By Lesley Van Arsdall

PHILADELPHIA (CBS) — The Sixers are visiting the Utah Jazz on Wednesday night. That means rookie Matisse Thybulle will likely defend guard Donovan Mitchell.

Two weeks into the season, Thybulle has already made defense an art form and that should surprise no one.

Thybulle is an artist on the basketball floor.

And how about his name? Well, that comes from one of the most famous painters in history, a name his father thought would be perfect for him.

“He was backpacking through Europe and he stumbled upon a Matisse exhibit and he fell in love with, first, his artwork and then the name was so unique for him,” Thybulle said of his father. “He fell in love with it, he came home and told my mom, ‘We got to make a deal. I get the naming rights to our first child.'”

The Barnes Foundation in Philadelphia has one of the artist’s largest collections in the world, which Thybulle was able to see up close for the first time.

“It was so amazing to take Matisse around the collection because he had never been here before. He’s such a thoughtful and kind person and we had such a great time,” said Barnes Foundation curator Cindy Kang.

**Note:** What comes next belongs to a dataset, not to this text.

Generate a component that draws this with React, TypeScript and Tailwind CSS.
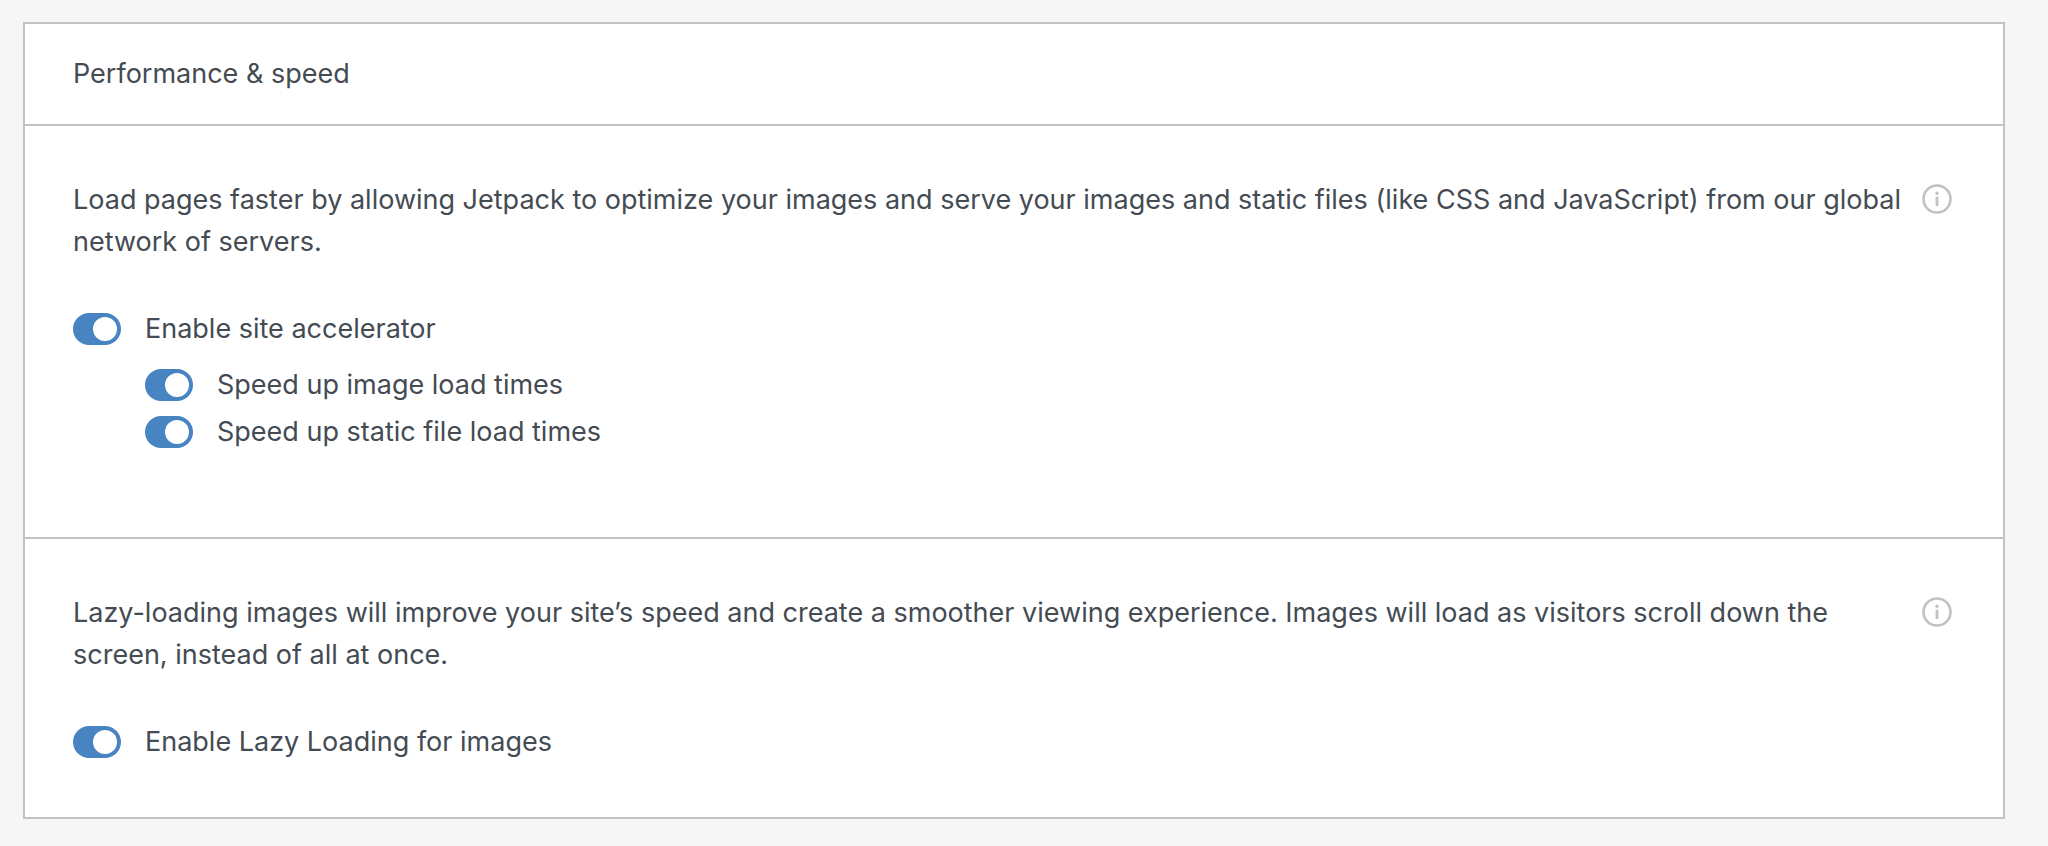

“Third and fourth grade, you do like a study on Picasso and Matisse. That’s when I first realized like, ‘No way we’re are learning about who I was named after.’ I felt so cool because everyone was saying my name in class,” Thybulle said.

“I think it helps me appreciate art and being unique. It’s a name you don’t hear very often. I don’t stumble across Matisses very often,” he said. “It’s just embracing the uniqueness of it and taking pride that I was named after someone who’s as historical and special as Henri Matisse.”

Thybulle truly believes there is an art to basketball.

“We are playing the same game every night and it’s always unfolding in different ways and it’s like a creative aspect to it. You have guys who see the game in different ways, they are able to make passes that people and it’s like their own creative outlook to the game,” Thybulle said.

For Thybulle, the court and canvas are intertwined.